We will focus primarily on how ideologies of gender, race, class, sexuality, ability, capitalism, and nation are constructed in both early and recent animated Disney films. Of course, these Disney films are cultural products; they were created within particular historical and cultural contexts. As such, we will study how their creative circumstances yielded their particular intersections of racism, sexism, classism, colonialism, and imperialism, though we will also consider how audiences can interpret these popular culture texts in ways not necessarily designed or even forethought by Disney.
Our class will cover at least one film per week--often two. On Mondays we will focus on the week's assigned reading in an introductory lecture and discussion, and occasionally we will screen our week's second film during class. On Wednesdays, we'll discuss both the film(s) and assigned readings during class.
You will be responsible for lively class discussions on our films and readings. This means that you must have read and screened all required material before class; daily quizzes will help you keep pace with our material. There is no formal written paper required for this course, but a thorough command of the film terminology you learned in FILM 2100 is expected in all of our discussions and on your exams.
Always arrive five minutes early to class lectures, not only because we will start promptly but also because late arrivals are extremely disruptive. If you must arrive late, always use the back door to enter the room quietly and then sit quietly on the aisle; do not step over people to get to a favorite seat, since this blocks the view of the screen for others.
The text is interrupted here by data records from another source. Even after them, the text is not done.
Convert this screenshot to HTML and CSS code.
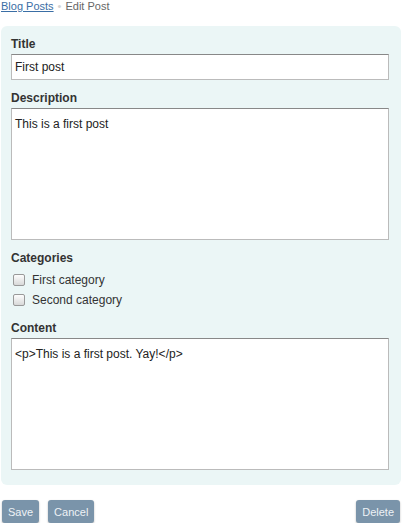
FILE: index.html
```html
<!DOCTYPE html>
<html>
<head>
<meta charset="utf-8">
<link rel="stylesheet" href="styles.css">
</head>
<body>
<div class="breadcrumb"><a href="#">Blog Posts</a><span class="sep">•</span><span class="current">Edit Post</span></div>
<form class="panel">
  <label class="label">Title</label>
  <input class="field" type="text" value="First post">
  <label class="label">Description</label>
  <textarea class="area">This is a first post</textarea>
  <label class="label">Categories</label>
  <div class="checks">
    <label class="check"><input type="checkbox" class="box"><span>First category</span></label>
    <label class="check"><input type="checkbox" class="box"><span>Second category</span></label>
  </div>
  <label class="label">Content</label>
  <textarea class="area">&lt;p&gt;This is a first post. Yay!&lt;/p&gt;</textarea>
</form>
<div class="actions">
  <div class="left">
    <button class="btn" type="button">Save</button>
    <button class="btn" type="button">Cancel</button>
  </div>
  <button class="btn" type="button">Delete</button>
</div>
</body>
</html>
```
FILE: styles.css
```css
html, body {
  margin: 0;
  padding: 0;
  background: #fff;
}
body {
  font-family: "Liberation Sans", Arial, sans-serif;
  font-size: 12px;
  color: #333;
  width: 405px;
}
.breadcrumb {
  font-size: 11px;
  line-height: 13px;
  padding: 0 0 0 1px;
  height: 13px;
  color: #666;
}
.breadcrumb a {
  color: #3a6ea5;
  text-decoration: underline;
}
.breadcrumb .sep {
  color: #d4d4d4;
  font-size: 11px;
  margin: 0 4px;
}
.panel {
  margin: 13px 4px 0 1px;
  background: #ebf6f6;
  border-radius: 6px;
  padding: 10px 12px 15px 10px;
  display: flex;
  flex-direction: column;
}
.label {
  display: block;
  font-weight: bold;
  font-size: 12px;
  line-height: 16px;
  color: #333;
  margin-bottom: 2px;
}
.field, .area {
  box-sizing: border-box;
  width: 378px;
  margin: 0 0 10px 0;
  border: 1px solid #bbb;
  border-top: 1px solid #888;
  background: #fff;
  font-family: "Liberation Sans", Arial, sans-serif;
  font-size: 12px;
  color: #222;
  outline: none;
}
.field {
  height: 26px;
  padding: 0 3px;
}
.area {
  height: 132px;
  padding: 8px 3px;
  resize: none;
  line-height: 15px;
}
.area:last-child {
  margin-bottom: 0;
}
.checks {
  display: flex;
  flex-direction: column;
  margin: 2px 0 10px 0;
}
.check {
  display: flex;
  align-items: center;
  height: 20px;
  font-size: 12px;
  color: #333;
}
.box {
  appearance: none;
  -webkit-appearance: none;
  box-sizing: border-box;
  width: 12px;
  height: 12px;
  margin: 0 7px 0 2px;
  border: 1px solid #999;
  border-radius: 2px;
  background: linear-gradient(#fdfdfd, #d8d8d8);
}
.actions {
  display: flex;
  justify-content: space-between;
  align-items: center;
  margin: 15px 5px 0 2px;
}
.left {
  display: flex;
  gap: 9px;
}
.btn {
  font-family: "Liberation Sans", Arial, sans-serif;
  font-size: 11px;
  height: 23px;
  padding: 0 6px;
  border: none;
  border-radius: 3px;
  background: #7a94aa;
  color: #eef2f6;
  box-shadow: 0 1px 2px rgba(0,0,0,0.3);
}
```
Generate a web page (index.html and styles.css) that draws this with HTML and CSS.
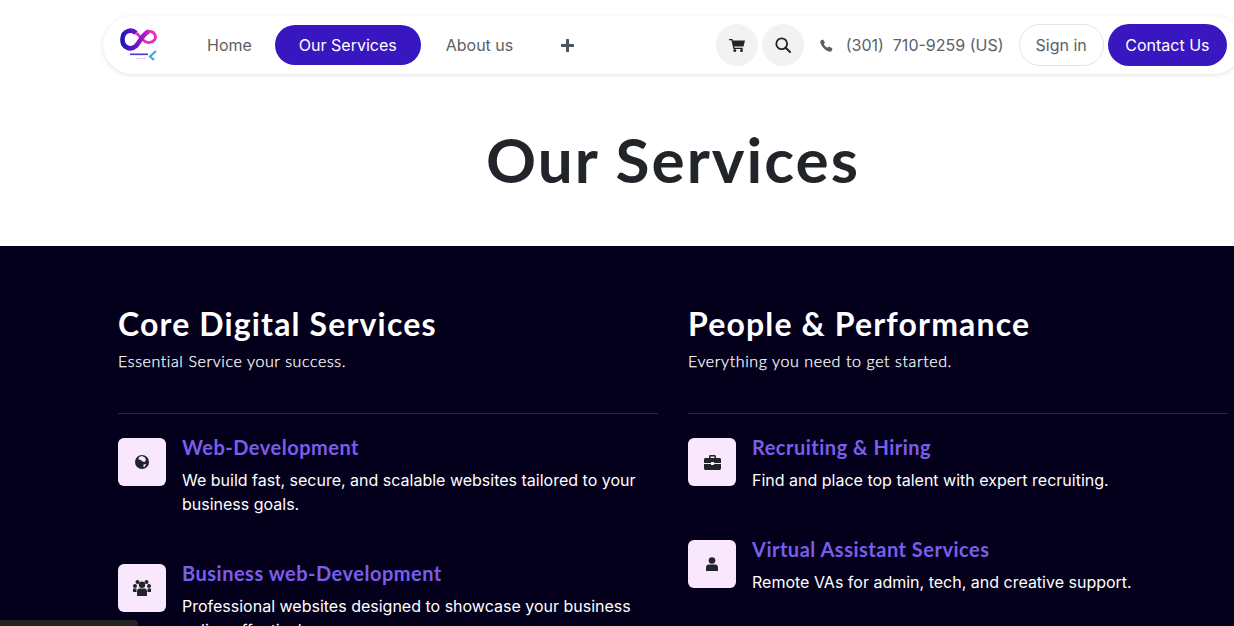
FILE: index.html
```html
<!DOCTYPE html>
<html lang="en">
<head>
    <meta charset="UTF-8">
    <meta name="viewport" content="width=device-width, initial-scale=1.0">
    <title>Our Services</title>
    <link rel="stylesheet" href="styles.css">
</head>
<body>
    <header class="container">
        <nav class="navbar">
            <a class="logo" href="#">
                <svg width="38" height="36" viewBox="0 0 38 36">
                    <defs>
                        <linearGradient id="ring" x1="0" y1="0" x2="1" y2="0">
                            <stop offset="0" stop-color="#2418b4"/>
                            <stop offset="0.55" stop-color="#6f14cc"/>
                            <stop offset="1" stop-color="#d620c0"/>
                        </linearGradient>
                    </defs>
                    <path d="M29 4.500C34 4 37 9 34.500 13C31 17 26 16 23 13C20 10 19 8 16 6" fill="none" stroke="#ee2ab8" stroke-width="2.800"/>
                    <path d="M16 6C12 2 3 3 2.500 12C2 20 10 24 16 19C20 15 23 6 29 4.500" fill="none" stroke="url(#ring)" stroke-width="4.600"/>
                    <path d="M36 24 L30 29.500 L34 33" fill="none" stroke="#36a8f0" stroke-width="2.200"/>
                    <rect x="10" y="26.500" width="18" height="1.600" fill="#4a3ac0"/>
                    <rect x="16" y="31" width="10" height="1" fill="#e6c8f5"/>
                </svg>
            </a>
            <ul class="nav-links">
                <li><a href="#">Home</a></li>
                <li><a class="active" href="#">Our Services</a></li>
                <li><a href="#">About us</a></li>
                <li><a class="more" href="#">
                    <svg width="13" height="13" viewBox="0 0 13 13"><path d="M6.500 1v11M1 6.500h11" stroke="#4e5560" stroke-width="3" stroke-linecap="round"/></svg>
                </a></li>
            </ul>
            <div class="nav-right">
                <button class="icon-btn" aria-label="Cart">
                    <svg width="16" height="13" viewBox="0 0 16 13"><path fill="#212529" d="M0 0h3.500l.4 1.500H16l-1.500 6H5.200l.3 1.300h8.300v1.200H4.400L2.400 1.300H0z"/><circle cx="5.800" cy="11.500" r="1.500" fill="#212529"/><circle cx="12.500" cy="11.500" r="1.500" fill="#212529"/></svg>
                </button>
                <button class="icon-btn" aria-label="Search">
                    <svg width="16" height="16" viewBox="0 0 16 16"><circle cx="6.700" cy="6.700" r="5.400" fill="none" stroke="#212529" stroke-width="1.800"/><path d="M10.700 10.700l4.300 4.300" stroke="#212529" stroke-width="2" stroke-linecap="round"/></svg>
                </button>
                <svg class="phone-icon" width="13" height="13" viewBox="0 0 13 13"><path fill="#5a5f66" d="M3 .5l2 3-1.200 1.500c.7 1.600 2.100 3 3.700 3.700L9 7.500l3.500 2-.8 2.300c-.3.700-1 1-1.700.9C5.500 12 1 7.500.3 3 .2 2.300.6 1.600 1.200 1.300z"/></svg>
                <span class="phone">(301)&nbsp; 710-9259 (US)</span>
                <a class="sign-in" href="#">Sign in</a>
                <a class="contact" href="#">Contact Us</a>
            </div>
        </nav>
        <h1 class="page-title">Our Services</h1>
    </header>

    <section class="services">
        <div class="container services-grid">
            <div class="column">
                <h2>Core Digital Services</h2>
                <p class="subtitle">Essential Service your success.</p>
                <hr>
                <div class="service">
                    <div class="service-icon">
                        <svg width="16" height="16" viewBox="0 0 16 16"><circle cx="8" cy="8" r="7" fill="#212529"/><path fill="#f9e8fd" d="M5 3l3-1 3 1.500 1 2.500-1.500 2-2-.5-1.500-1.500-2.500-.5zM9.500 10.500l2.500-.5-.8 2.300-1.700 1z"/></svg>
                    </div>
                    <div>
                        <h3>Web-Development</h3>
                        <p>We build fast, secure, and scalable websites tailored to your business goals.</p>
                    </div>
                </div>
                <div class="service">
                    <div class="service-icon">
                        <svg width="18" height="16" viewBox="0 0 18 16"><g fill="#212529"><circle cx="4.500" cy="2" r="2"/><circle cx="13.500" cy="2" r="2"/><circle cx="9" cy="4.700" r="3.200"/><circle cx="2" cy="6" r="2"/><circle cx="16" cy="6" r="2"/><path d="M0 8.500h3.500v3.500H0zM14.500 8.500H18V12h-3.500zM5.500 8.500h7l1.500 2V16H4v-5.500z"/></g></svg>
                    </div>
                    <div>
                        <h3>Business web-Development</h3>
                        <p>Professional websites designed to showcase your business online effectively.</p>
                    </div>
                </div>
            </div>
            <div class="column">
                <h2>People &amp; Performance</h2>
                <p class="subtitle">Everything you need to get started.</p>
                <hr>
                <div class="service">
                    <div class="service-icon">
                        <svg width="17" height="15" viewBox="0 0 17 15"><path fill="#212529" d="M5 3V1.500C5 .7 5.700 0 6.500 0h4c.8 0 1.500.7 1.500 1.500V3h3.500c.8 0 1.500.7 1.500 1.500V8H10V7H7v1H0V4.500C0 3.700.7 3 1.500 3zm1.500 0h4V1.500h-4zM0 9h7v1h3V9h7v4.500c0 .8-.7 1.500-1.500 1.500h-14C.7 15 0 14.300 0 13.500z"/></svg>
                    </div>
                    <div>
                        <h3>Recruiting &amp; Hiring</h3>
                        <p>Find and place top talent with expert recruiting.</p>
                    </div>
                </div>
                <div class="service">
                    <div class="service-icon">
                        <svg width="12" height="14" viewBox="0 0 12 14"><circle cx="6" cy="3.500" r="3.300" fill="#212529"/><path fill="#212529" d="M2.500 7.500h7C11 7.500 12 9 12 11v3H0v-3c0-2 1-3.500 2.500-3.500z"/></svg>
                    </div>
                    <div>
                        <h3>Virtual Assistant Services</h3>
                        <p>Remote VAs for admin, tech, and creative support.</p>
                    </div>
                </div>
            </div>
        </div>
    </section>

    <div class="status-bar"></div>
</body>
</html>
```

FILE: styles.css
```css
* {
    box-sizing: border-box;
}

html, body {
    height: 626px;
    overflow: hidden;
}

body {
    margin: 0;
    font-family: 'Inter', sans-serif;
    background-color: #fff;
    color: #212529;
    position: relative;
}

a {
    text-decoration: none;
}

.container {
    width: 1140px;
    margin-left: 103px;
}

header.container {
    padding-top: 16px;
}

/* navbar */
.navbar {
    display: flex;
    align-items: center;
    height: 58px;
    padding-left: 17px;
    background-color: #fff;
    border-radius: 30px;
    box-shadow: 0 1px 4px rgba(0, 0, 0, 0.12);
}

.logo {
    display: flex;
    width: 38px;
}

.nav-links {
    display: flex;
    align-items: center;
    list-style: none;
    margin: 0 0 0 25px;
    padding: 0;
}

.nav-links a {
    display: block;
    padding: 0 24px;
    line-height: 40px;
    font-size: 16px;
    color: #5a5f66;
    border-radius: 20px;
}

.nav-links a.active {
    margin: 0 1px 0 -1px;
    background-color: #3817c1;
    color: #fff;
}

.nav-links a.more {
    display: flex;
    align-items: center;
    height: 40px;
    padding: 0 0 0 24px;
}

.nav-right {
    display: flex;
    align-items: center;
    margin-left: auto;
    padding-right: 16px;
}

.icon-btn {
    display: flex;
    align-items: center;
    justify-content: center;
    width: 42px;
    height: 42px;
    margin-right: 4px;
    padding: 0;
    border: none;
    border-radius: 50%;
    background-color: #f2f2f2;
}

.phone-icon {
    margin-left: 12px;
}

.phone {
    margin-left: 13px;
    font-size: 16px;
    color: #5a5f66;
}

.sign-in {
    margin-left: 15px;
    padding: 0 16px;
    line-height: 40px;
    font-size: 16px;
    color: #5a5f66;
    border: 1px solid #e4e4e4;
    border-radius: 21px;
}

.contact {
    margin-left: 4px;
    padding: 0 17.500px;
    line-height: 42px;
    font-size: 16px;
    color: #fff;
    background-color: #3817c1;
    border-radius: 21px;
}

/* heading */
.page-title {
    margin: 0;
    padding-top: 47px;
    height: 172px;
    text-align: center;
    font-family: 'Lato', sans-serif;
    font-size: 62px;
    line-height: 76px;
    font-weight: 700;
    letter-spacing: 2px;
    color: #212529;
}

/* services */
.services {
    height: 380px;
    padding-top: 56px;
    background-color: #04001c;
    color: #fff;
}

.services-grid {
    display: grid;
    grid-template-columns: 540px 540px;
    column-gap: 30px;
    padding: 0 15px;
}

.column h2 {
    margin: 0;
    font-family: 'Lato', sans-serif;
    font-size: 32px;
    line-height: 44px;
    font-weight: 700;
    letter-spacing: 1.15px;
}

.subtitle {
    margin: 3px 0 0;
    font-family: 'Lato', sans-serif;
    font-size: 16px;
    line-height: 24px;
    font-weight: 300;
    letter-spacing: 0.6px;
    color: #fff;
    -webkit-text-stroke: 0.25px #fff;
}

.column hr {
    margin: 40px 0 19px;
    border: none;
    border-top: 1px solid #2d2a3e;
}

.service {
    display: flex;
    gap: 16px;
    margin-bottom: 43px;
}

.service-icon {
    display: flex;
    align-items: center;
    justify-content: center;
    flex: none;
    width: 48px;
    height: 48px;
    margin-top: 5px;
    background-color: #f9e8fd;
    border-radius: 6px;
}

.service h3 {
    margin: 0 0 7px;
    font-family: 'Lato', sans-serif;
    font-size: 20px;
    line-height: 28px;
    font-weight: 700;
    letter-spacing: 0.5px;
    color: #7a5ee8;
}

.service p {
    margin: 0;
    font-size: 16px;
    line-height: 24px;
    color: #fff;
}

.status-bar {
    position: absolute;
    left: 0;
    bottom: 0;
    width: 138px;
    height: 6px;
    background-color: #222;
    border-top-right-radius: 4px;
}
```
Do not text, eat loud foods, sleep, answer cell phones, operate computers, check email, work on other projects, talk with classmates or talk back to the screen loudly, or leave the room for food or other non-emergencies during class lectures; these are a time for serious study of our film texts so you should be taking copious notes during each film viewing and class lecture to prepare for your quizzes, class discussions, and exams. You may wish to bring a penlight to classes to help you take notes in the dark. Anyone behaving disruptively during class will be asked to leave.
Please note that the films are mandatory. That is, you must watch the assigned films before the Wednesday and sometimes the Monday class meeting on your own outside of class. Most of our assigned films are available for free via streaming hyperlinks posted on D2L, and some are also on DVD reserve in the CSU library. Do NOT watch films on YouTube or other poor quality, truncated versions of the films, and do not watch on a phone! These films will be the primary subject matter of our exams, so high quality screenings viewed each week are important; do not rely on having seen these films when they were first released, as a child, or even last month, since we will be approaching them from very different perspectives now than we did then. If you do not plan to watch the films on your own, you should drop the course. We will view additional excerpts from selected films during class lectures.
1. Elizabeth Bell, Lynda Haas, and Laura Sells, eds., From Mouse to Mermaid: The Politics of Film, Gender, and Culture. Indiana UP: 1995. (ISBN 978-0253209788) e-book available online via CSU Library
2. Eleanor Byrne and Martin McQuillan, Deconstructing Disney. Pluto Press: 1999. (ISBN 0745314511) e-book available online via CSU Library
3. Selected PDF files posted in D2L.
1. Brenda Ayres, The Emperor's Old Groove. Lang: 2003 (ISBN 978-0820463639)
2.. Johnson Cheu, Diversity in Disney Films: Critical Essays on Race, Ethnicity, Gender, Sexuality and Disability. McFarland: 2013 (ISBN-13: 978-0786446018)
Note: If you have added this course during the schedule change period and/or were not present for the syllabus review the first day of class, you are required to meet with me the following week to review course requirements and policies.